近代の大学の思想的核心を準備したのはカントである。カントは、大学の外部に教育内容を方向づける審級がある上級学部(神学、法学、医学)と、政府からの命令から独立し、命令を下すことはできないが、すべての命令を判断する自由をもつ下級学部(哲学)とを区別し、その綜合の場として大学を位置づけた。それによって、”何のために役に立つのか”というような、「社会的有用性」とは切り離された、「理性的な自由」の価値を擁護したのである。これによって、大学は他の研究機関や専門学校とは一線を画する、自律性と独自の権威を獲得することになった。
▼アカデミーの起源
ところで、今日では大学(ユニヴァーシティー)とアカデミーの区別は等閑視されているが、両者は成り立ちからまったく異なった存在であったという。アカデミーは、今日でいうところの専門学校であり、「大学の保守性を批判し、新しい知を切り開く先端的役割が、アカデミーには期待されていた[…]新しい時代に対応できない伝統性などとは正反対の、むしろ、実学的で先端的、新しいものに対応して実験的な知を紡ぐ専門家集団を基盤としていた。」
一方、大学は19世紀の大学の再発明まで、旧来の知識体系や時代遅れの偏見に支配されていた。むしろ、近代知は、デカルトやパスカル、ロック、スピノザ、ライプニッツに象徴されるような、大学に所属しない担い手たちと、その知的なネットワークによって牽引されたのである。彼らの活動を可能にしたのは、他方では、印刷技術というメディアとそれを受容する公衆だった。それまでは一部の関係者にしか伝えられなかった知識は、国語に翻訳された印刷物によって、不特定多数の「読者」に届けられることを通じて、あらゆる人々が参加しうる公共的な討議空間を出現させたのである。
▼三度目の画期―ポスト国民国家と情報化
現代の大学は基本的にはカント的思想に裏打ちされた教養的理念によって発展してきたのだが、著者は、現代の大学が直面している根底的な変化があるとみている。その変化とは、国民国家の退潮である。19世紀以来の近代の大学は、国民国家を基盤として成立してきた(もちろん、それゆえに、国家と大学との緊張関係という問題も立てられたわけだが)。しかし、現在進行している大きな変化は、その国民国家が役割を終えようとしているということだという。その上で、著者は「中世の都市ネットワークを基盤にした大学概念」に未来の大学のモデルを見出す。中世の大学から抽象されるポイントは、「移動性」、「共通性」、「普遍性」である。たしかに、いまや、人やモノの移動性が飛躍的に上昇し、すでに英語は、世界中の人々がニュートラルに対話するための共通の基盤を提供しつつあるようにもみえる(単純な「アメリカン・スタンダード」とは別のアスペクトとして)。いずれにしても、未来の大学を実現する環境のいくつかは整備されつつあるといえるのかもしれない。
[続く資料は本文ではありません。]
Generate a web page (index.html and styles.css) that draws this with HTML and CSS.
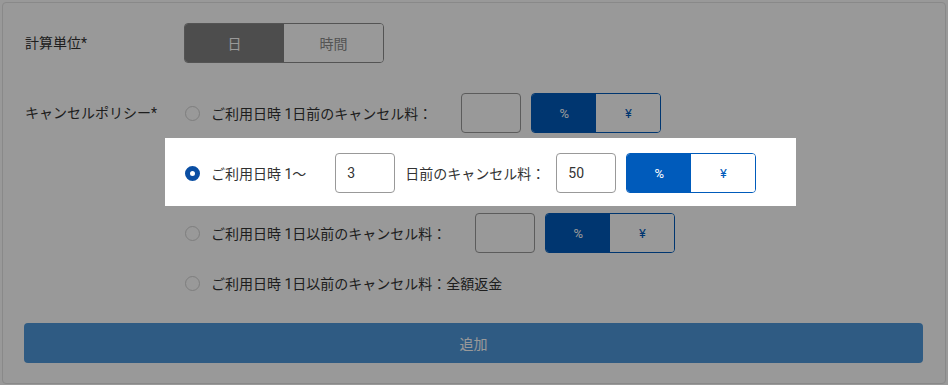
FILE: index.html
```html
<!DOCTYPE html>
<html lang="ja">
<head>
  <meta charset="UTF-8" />
  <meta name="viewport" content="width=device-width, initial-scale=1.0" />
  <link rel="stylesheet" href="styles.css">
  <title>キャンセルポリシー設定</title>
</head>
<body>
<div class="card">
  <div class="form-row">
    <div class="form-label">計算単位*</div>
    <div class="unit-toggle">
      <button class="unit-btn active">日</button>
      <button class="unit-btn">時間</button>
    </div>
  </div>

  <div class="form-row policy">
    <div class="form-label">キャンセルポリシー*</div>
    <div class="options">
      <div class="option">
        <span class="radio"></span>
        <span class="option-text gap-lg">ご利用日時 1日前のキャンセル料：</span>
        <input class="num-input" type="text" value="">
        <div class="fee-toggle">
          <button class="fee-btn active">%</button>
          <button class="fee-btn">¥</button>
        </div>
      </div>

      <div class="option highlight">
        <span class="radio checked"></span>
        <span class="option-text gap-lg">ご利用日時 1〜</span>
        <input class="num-input" type="text" value="3">
        <span class="option-text gap-sm">日前のキャンセル料：</span>
        <input class="num-input" type="text" value="50">
        <div class="fee-toggle">
          <button class="fee-btn active">%</button>
          <button class="fee-btn">¥</button>
        </div>
      </div>

      <div class="option">
        <span class="radio"></span>
        <span class="option-text gap-lg">ご利用日時 1日以前のキャンセル料：</span>
        <input class="num-input" type="text" value="">
        <div class="fee-toggle">
          <button class="fee-btn active">%</button>
          <button class="fee-btn">¥</button>
        </div>
      </div>

      <div class="option plain">
        <span class="radio"></span>
        <span class="option-text">ご利用日時 1日以前のキャンセル料：全額返金</span>
      </div>
    </div>
  </div>

  <button class="add-btn">追加</button>
</div>

<!-- tutorial overlay, the highlighted row sits above it -->
<div class="overlay"></div>
</body>
</html>
```

FILE: styles.css
```css
/* Page */
body {
  font-family: Roboto, "Noto Sans CJK JP", sans-serif;
  font-size: 14px;
  color: #333;
  margin: 0;
  padding: 2px;
  background: #fff;
}

/* Card */
.card {
  border: 1px solid #e4e4e4;
  border-radius: 4px;
  padding: 20px 23px 20px 21px;
  height: 340px;
}

.form-row {
  display: flex;
  align-items: flex-start;
}

.form-row.policy {
  margin-top: 30px;
}

.form-label {
  width: 160px;
  box-sizing: border-box;
  flex-shrink: 0;
  line-height: 40px;
  padding-left: 1px;
}

/* Day / hour toggle */
.unit-toggle {
  display: flex;
  width: 200px;
  height: 40px;
  border: 1px solid #8c8c8c;
  border-radius: 4px;
  overflow: hidden;
  box-sizing: border-box;
}

.unit-btn {
  flex: 1;
  border: none;
  background: #fff;
  color: #8c8c8c;
  font-family: inherit;
  font-size: 14px;
}

.unit-btn.active {
  background: #808080;
  color: #fff;
}

/* Options */
.options {
  display: flex;
  flex-direction: column;
  gap: 20px;
}

.option {
  display: flex;
  align-items: center;
  height: 40px;
  padding-left: 1px;
}

.option.plain {
  height: 20px;
}

.radio {
  width: 15px;
  height: 15px;
  border: 1px solid #d2d2d2;
  border-radius: 50%;
  box-sizing: border-box;
  margin-right: 11px;
  flex-shrink: 0;
}

.radio.checked {
  border: 5px solid #0a4ea3;
  background: #fff;
}

.option-text.gap-lg {
  margin-right: 29px;
}

.option-text.gap-sm {
  margin-right: 11px;
}

.num-input {
  width: 60px;
  height: 40px;
  box-sizing: border-box;
  border: 1px solid #999;
  border-radius: 4px;
  padding: 0 11px;
  font-family: inherit;
  font-size: 14px;
  color: #333;
  margin-right: 10px;
}

/* Percent / yen toggle */
.fee-toggle {
  display: flex;
  width: 130px;
  height: 40px;
  border: 1px solid #005bbb;
  border-radius: 4px;
  overflow: hidden;
  box-sizing: border-box;
}

.fee-btn {
  flex: 1;
  border: none;
  background: #fff;
  color: #005bbb;
  font-family: inherit;
  font-size: 13px;
}

.fee-btn.active {
  background: #005bbb;
  color: #fff;
}

/* Highlighted row */
.option.highlight {
  position: relative;
  z-index: 11;
  align-self: flex-start;
  background: #fff;
  margin: -15px 0 -13px -19px;
  padding: 15px 40px 13px 20px;
}

/* Add button */
.add-btn {
  display: block;
  width: 899px;
  height: 40px;
  margin: 30px 0 0 0;
  border: none;
  border-radius: 4px;
  background: #4f98da;
  color: #fff;
  font-family: inherit;
  font-size: 14px;
}

/* Overlay */
.overlay {
  position: fixed;
  top: 0;
  left: 0;
  right: 0;
  bottom: 0;
  background: rgba(0, 0, 0, 0.4);
  z-index: 10;
}
```
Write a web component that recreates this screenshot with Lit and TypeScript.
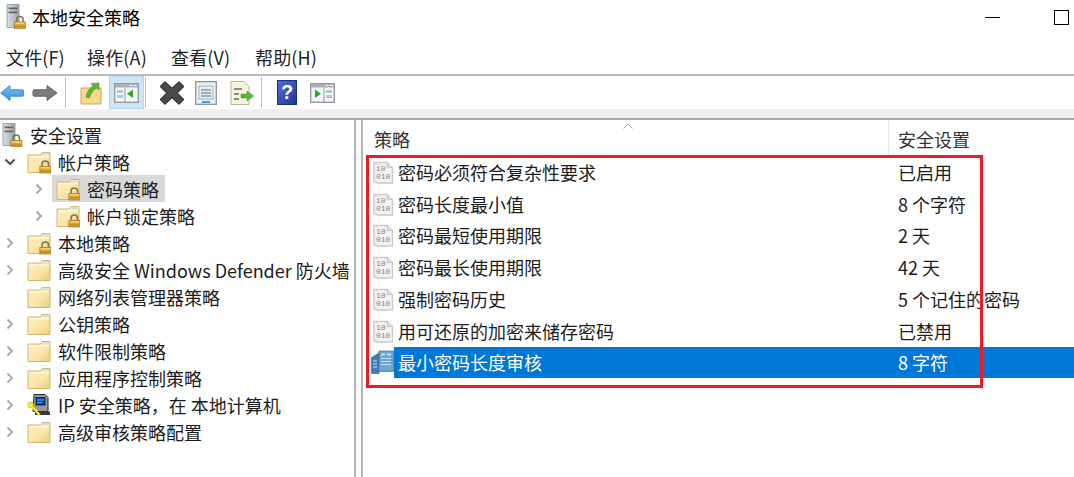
import { LitElement, html, css, svg } from "lit";
import { customElement } from "lit/decorators.js";

const lock = (x: number, y: number) => svg`
  <path d="M${x + 2.6} ${y + 5.5}V${y + 3}a3.2 3 0 0 1 6.4 0V${y + 5.5}" fill="none" stroke="#7d7248" stroke-width="1.5"/>
  <rect x="${x + .4}" y="${y + 5.4}" width="11" height="6.6" fill="#dca733" stroke="#9c7420" stroke-width=".7"/>
  <rect x="${x + 1}" y="${y + 6}" width="9.8" height="1.6" fill="#f3d075"/>
  <rect x="${x + 1}" y="${y + 9.4}" width="9.8" height="1.2" fill="#b98920"/>`;

const folderShape = svg`
  <defs><linearGradient id="fg" x1="0" y1="0" x2="1" y2="1">
    <stop offset="0" stop-color="#fdf1cb"/><stop offset=".6" stop-color="#fae4a6"/><stop offset="1" stop-color="#eecb7c"/>
  </linearGradient></defs>
  <path d="M1 5V22.500h22V2.500H15L13.500 5Z" fill="url(#fg)" stroke="#d3b672" stroke-width="1"/>
  <path d="M2 6h20v1.500H2z" fill="#fff6d8"/>
  <path d="M15.500 3h7v2h-8z" fill="#cfe3ee"/>`;

const folder = html`<svg class="ticon" width="24" height="24" viewBox="0 0 24 24">${folderShape}</svg>`;
const lockFolder = html`<svg class="ticon" width="24" height="24" viewBox="0 0 24 24">${folderShape}${lock(12.500, 11)}</svg>`;
const serverBody = (w: number, h: number) => svg`
  <defs><linearGradient id="sg" x1="0" y1="0" x2="1" y2="0"><stop offset="0" stop-color="#dfe2e6"/><stop offset="1" stop-color="#9da3ab"/></linearGradient></defs>
  <path d="M1 .500h${w}v${h}H1z" fill="url(#sg)" stroke="#8a8f98" stroke-width=".8"/>
  <path d="M2.500 3.500h${w - 3}v1.800h-${w - 3}zM2.500 7.500h${w - 3}v1.800h-${w - 3}z" fill="#5f6670"/>`;
const server = html`<svg class="ticon" width="24" height="24" viewBox="0 0 24 24">${serverBody(12, 22)}${lock(8.500, 12)}</svg>`;
const ipIcon = html`<svg class="ticon" width="24" height="24" viewBox="0 0 24 24">
  <path d="M7 1.500h11l3 3v14H6z" fill="#9a9a9a" stroke="#262626" stroke-width="1"/>
  <rect x="9" y="4.500" width="9" height="7.500" fill="#1a3fc0" stroke="#111" stroke-width=".8"/>
  <path d="M10 7h7M10 9.500h5" stroke="#35c0d8" stroke-width="1"/>
  <path d="M8 18.500h15v3.500H8z" fill="#3a3a3a"/>
  <circle cx="3.800" cy="12" r="3" fill="#f2ec30" stroke="#b5a818" stroke-width=".6"/>
  <path d="M5.500 14l7 8" stroke="#f2ec30" stroke-width="2.600"/></svg>`;
const docIcon = html`<svg class="licon" width="21" height="24" viewBox="0 0 21 24">
  <path d="M1 2.500h13l5.500 5v15.500H4.500L1 21.500z" fill="#f2f2f2" stroke="#cacaca" stroke-width="1.400"/>
  <path d="M14 2.500v5h5.500" fill="#dcdcdc" stroke="#cacaca"/>
  <text x="3" y="10.500" class="bin">10</text><text x="3" y="19" class="bin">010</text></svg>`;
const auditIcon = html`<svg class="aicon" width="23" height="24" viewBox="0 0 23 24">
  <path d="M.500 7.500L8 3v20.500H.500z" fill="#3f7cb8" stroke="#2c5f92" stroke-width=".6"/>
  <path d="M8 1h14.500v20.500H8z" fill="#6ea6d6" stroke="#3a6d9d" stroke-width=".7"/>
  <path d="M10 3.500h4v2h-4zM16 3.500h4v2h-4zM10 8h10v1H10zM10 11h10v1H10zM10 14h10v1H10z" fill="#c4dff2"/>
  <path d="M2 10.500h4v1H2zM2 13.500h4v1H2zM2 16.500h4v1H2z" fill="#c4dff2"/>
  <rect x="19.500" y="18" width="2" height="2" fill="#5ec04a"/></svg>`;

const windowIcon = (arrow: any) => svg`
  <rect x=".700" y=".700" width="23.600" height="18.600" fill="#f4f6f8" stroke="#91959c" stroke-width="1.300"/>
  <rect x="1" y="1" width="23" height="3.500" fill="#aeb2b8"/>
  <path d="M16 2.500h2.500M20 2.500h2.500" stroke="#fff" stroke-width="1"/>${arrow}`;

@customElement("app-root")
export class AppRoot extends LitElement {
  static styles = css`
    :host { display: block; width: 1074px; height: 477px; position: relative; overflow: hidden; background: #fff;
      font: 18px/24px "Noto Sans CJK SC", "Noto Sans", sans-serif; color: #1c1c1c; }
    .title { height: 37px; display: flex; align-items: center; padding: 0 0 4px 6px; gap: 6px; box-sizing: border-box; }
    .title svg { flex: none; }
    .title .name { flex: 1; color: #000; }
    .wbtn { flex: none; width: 15px; height: 15px; box-sizing: border-box; }
    .min { border-bottom: 1px solid #000; height: 9px; margin-right: 48px; transform: translateY(-3px); }
    .max { border: 1px solid #000; margin-right: 5px; transform: translateY(1px); }
    .menu { height: 39px; display: grid; grid-template-columns: 81px 84px 84px auto; align-items: center; padding: 2px 0 0 6px; border-bottom: 2px solid #b9b9b9; box-sizing: border-box; color: #222; }
    .menu span { letter-spacing: .15px; }
    .tools { height: 33px; display: flex; align-items: center; box-sizing: border-box; }
    .tools svg { flex: none; }
    .on { width: 35px; height: 33px; display: flex; align-items: center; justify-content: center; flex: none; box-sizing: border-box; background: #cfe5f7; border: 1px solid #b6d7f2; margin-left: 5px; }
    .sep { width: 1px; height: 31px; background: #c2c2c2; flex: none; }
    .s1 { margin-left: 7px; } .s2 { margin-left: 1px; } .s3 { margin-left: 7px; }
    .fwd { margin-left: 8px; } .fold { margin-left: 12px; } .cross { margin-left: 12px; }
    .page { margin-left: 9px; } .pagego { margin-left: 13px; } .help { margin-left: 15px; } .win { margin-left: 13px; }
    .strip { height: 11px; box-sizing: border-box; background: #f0f0f0; border-bottom: 2px solid #a6a9ac; }
    .panes { display: flex; height: 357px; }
    .left { width: 356px; flex: none; box-sizing: border-box; border-right: 2px solid #b4b4b4; padding-top: 1px; }
    .gap { width: 5px; flex: none; background: #f9f9f9; border-right: 2px solid #b4b4b4; }
    .row { height: 27px; display: flex; align-items: center; white-space: nowrap; }
    .chev { width: 14px; height: 14px; flex: none; margin-right: 10px; margin-left: 3px; }
    .nochev { width: 27px; flex: none; }
    .ticon { flex: none; margin-right: 7px; }
    .l2 { padding-left: 29px; }
    .l2 .chev { margin-right: 6px; }
    .node { display: flex; align-items: center; height: 100%; padding: 0 6px 0 4px; }
    .sel { background: #d9d9d9; }
    .root { padding-left: 2px; }
    .root .ticon { margin-right: 4px; }
    .right { flex: 1; min-width: 0; }
    .head { height: 36px; display: flex; color: #333; position: relative; }
    .h1 { width: 526px; box-sizing: border-box; padding: 7px 0 0 11px; border-right: 1px solid #e6e6e6; }
    .h2 { padding: 7px 0 0 9px; }
    .sort { position: absolute; left: 260px; top: 3px; }
    .item { height: 31.75px; display: flex; align-items: center; white-space: nowrap; }
    .licon { flex: none; margin-left: 10px; }
    .aicon { flex: none; margin-left: 8px; }
    .cell1 { width: 504px; box-sizing: border-box; flex: none; padding-left: 4px; height: 100%; display: flex; align-items: center; }
    .cell2 { flex: 1; height: 100%; display: flex; align-items: center; }
    .active .cell1, .active .cell2 { background: #0078d7; color: #fff; }
    .bin { font: 8px "Liberation Mono", monospace; fill: #868686; }
    .redbox { position: absolute; left: 366px; top: 155px; width: 617px; height: 233px; box-sizing: border-box; border: 3px solid #ed1c24; pointer-events: none; }
  `;

  render() {
    const chevR = html`<svg class="chev" viewBox="0 0 14 14"><path d="M4.500 2.500L9 7l-4.500 4.500" fill="none" stroke="#a6a6a6" stroke-width="1.800"/></svg>`;
    const chevD = html`<svg class="chev" viewBox="0 0 14 14"><path d="M2.500 4.500L7 9l4.500-4.500" fill="none" stroke="#444" stroke-width="1.800"/></svg>`;
    const items: [string, string][] = [
      ["密码必须符合复杂性要求", "已启用"], ["密码长度最小值", "8 个字符"], ["密码最短使用期限", "2 天"],
      ["密码最长使用期限", "42 天"], ["强制密码历史", "5 个记住的密码"], ["用可还原的加密来储存密码", "已禁用"],
    ];
    return html`
      <div class="title">
        <svg width="20" height="25" viewBox="0 0 20 25">
          ${serverBody(12, 23)}${lock(8, 12.500)}
        </svg>
        <span class="name">本地安全策略</span>
        <span class="wbtn min"></span><span class="wbtn max"></span>
      </div>
      <div class="menu"><span>文件(F)</span><span>操作(A)</span><span>查看(V)</span><span>帮助(H)</span></div>
      <div class="tools">
        <svg width="24" height="20" viewBox="0 0 24 20"><defs><linearGradient id="bk" x1="0" y1="0" x2="0" y2="1"><stop offset="0" stop-color="#7cc4f2"/><stop offset="1" stop-color="#2d8fdc"/></linearGradient></defs><path d="M.800 10L10 2.500v4.300h12.500c.5 0 1 .5 1 1v4.400c0 .5-.5 1-1 1H10v4.300z" fill="url(#bk)" stroke="#3a8fd0" stroke-linejoin="round"/></svg>
        <svg class="fwd" width="26" height="20" viewBox="0 0 26 20"><path d="M25 10L15 2.500v4.300H2c-.5 0-1 .5-1 1v4.400c0 .5.500 1 1 1h13v4.300z" fill="#7c7c7c" stroke="#666" stroke-linejoin="round"/></svg>
        <span class="sep s1"></span>
        <svg class="fold" width="26" height="26" viewBox="0 0 26 26">
          <path d="M3 8h20v16H3z" fill="#f6d98c" stroke="#c9a85c"/><path d="M8 17c1-6 4-9 7-11l-2-2.500 8-.5v7l-2-2c-3 1-6 5-7.500 10z" fill="#5cb531" stroke="#3f8a1e" stroke-width=".5"/></svg>
        <span class="on"><svg width="25" height="20" viewBox="0 0 25 20">${windowIcon(svg`<path d="M3 7h6v3H3zM3 12h6v3H3z" fill="#b5c6d8"/><path d="M19 6.500v8.500l-6-4.250z" fill="#2fa81e"/><path d="M11 4.500v15" stroke="#91959c"/>`)}</svg></span>
        <span class="sep s2"></span>
        <svg class="cross" width="28" height="26" viewBox="0 0 28 26"><path d="M2.500 6.500l4.500-4.500 7 6.500 7-6.500 4.500 4.500-6.500 6.500 6.500 6.500-4.500 4.500-7-6.500-7 6.500-4.500-4.500 6.500-6.500z" fill="#4a4a4a" stroke="#3a3a3a" stroke-linejoin="round" stroke-width="1.500"/></svg>
        <svg class="page" width="22" height="24" viewBox="0 0 22 24"><rect x=".700" y=".700" width="20.600" height="22.600" fill="#eef1f3" stroke="#8d9198" stroke-width="1.300"/><rect x="4" y="5" width="14" height="13" fill="#e3eef7" stroke="#a3b3c2"/><path d="M6 9h10M6 12h10M6 15h10" stroke="#5c6d80"/><path d="M7 21h8" stroke="#3ea2dc" stroke-width="2"/></svg>
        <svg class="pagego" width="24" height="24" viewBox="0 0 24 24"><path d="M1 .500h13l5 5v18H1z" fill="#f8f5df" stroke="#b7b39a"/><path d="M4 8h8M4 13h5M4 18h5" stroke="#666" stroke-width="1.400"/><path d="M11 13h6v-3l6.500 5-6.500 5v-3h-6z" fill="#58b935" stroke="#3d8c22" stroke-width=".5"/></svg>
        <span class="sep s3"></span>
        <svg class="help" width="20" height="25" viewBox="0 0 20 25"><defs><linearGradient id="hp" x1="0" y1="0" x2="1" y2="1"><stop offset="0" stop-color="#4f6fd8"/><stop offset="1" stop-color="#1f3594"/></linearGradient></defs><rect x=".500" y=".500" width="19" height="24" fill="url(#hp)" stroke="#1b2f7c"/><text x="10" y="19" text-anchor="middle" fill="#fff" font-family="Liberation Sans" font-weight="700" font-size="20">?</text></svg>
        <svg class="win" width="25" height="20" viewBox="0 0 25 20">${windowIcon(svg`<path d="M5 6.500v8.500l6-4.250z" fill="#2fa81e"/><path d="M16 7h6v3h-6zM16 12h6v3h-6z" fill="#b5c6d8"/><path d="M14 4.500v15" stroke="#91959c"/>`)}</svg>
      </div>
      <div class="strip"></div>
      <div class="panes">
        <div class="left">
          <div class="row root">${server}<span>安全设置</span></div>
          <div class="row">${chevD}${lockFolder}<span>帐户策略</span></div>
          <div class="row l2">${chevR}<span class="node sel">${lockFolder}<span>密码策略</span></span></div>
          <div class="row l2">${chevR}<span class="node">${lockFolder}<span>帐户锁定策略</span></span></div>
          <div class="row">${chevR}${lockFolder}<span>本地策略</span></div>
          <div class="row">${chevR}${folder}<span>高级安全 Windows Defender 防火墙</span></div>
          <div class="row"><span class="nochev"></span>${folder}<span>网络列表管理器策略</span></div>
          <div class="row">${chevR}${folder}<span>公钥策略</span></div>
          <div class="row">${chevR}${folder}<span>软件限制策略</span></div>
          <div class="row">${chevR}${folder}<span>应用程序控制策略</span></div>
          <div class="row">${chevR}${ipIcon}<span>IP 安全策略，在 本地计算机</span></div>
          <div class="row">${chevR}${folder}<span>高级审核策略配置</span></div>
        </div>
        <div class="gap"></div>
        <div class="right">
          <div class="head">
            <svg class="sort" width="10" height="6" viewBox="0 0 10 6"><path d="M.500 5.500L5 1l4.500 4.500" fill="none" stroke="#b0b0b0"/></svg>
            <div class="h1">策略</div><div class="h2">安全设置</div>
          </div>
          ${items.map(([a, b]) => html`<div class="item">${docIcon}<span class="cell1">${a}</span><span class="cell2">${b}</span></div>`)}
          <div class="item active">${auditIcon}<span class="cell1">最小密码长度审核</span><span class="cell2">8 字符</span></div>
        </div>
      </div>
      <div class="redbox"></div>
    `;
  }
}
他方、メディア論という観点からみて、とりわけ重要な要素は、情報化である。印刷技術が近代初頭の知的活動の基盤となったように、今度は、インターネットの世界的な普及、浸透が、大学にとって新たな衝撃となりつつある。書籍のデータベース化や電子出版、動画配信技術の利用(たとえば、iTunen Uの利用やインターネットを駆使した無料授業履修システム)など、すでに兆候は様々な場面でみられはじめているようである。
大学はこれから、新しい情報技術をうまく摂取、利用しながら、発展していくことができるのだろうか。そのような事例もきっと出てくるだろう。しかし、現れてくる新たな大学は、今われわれが自明に考えている大学の姿ではないのかもしれない。さらに言えば、大学がいつも新しい知の牽引役であるという保障は、過去の歴史に学ぶ限り、じつはどこにもないと言わなければいけないのではなかっただろうか。
さまざまな形で「大学の危機」が叫ばれる今、歴史的な変遷を振り返ることは、そもそも「大学とは何か」、という根本的な問いを考える上で、重要な手がかりを提供してくれる。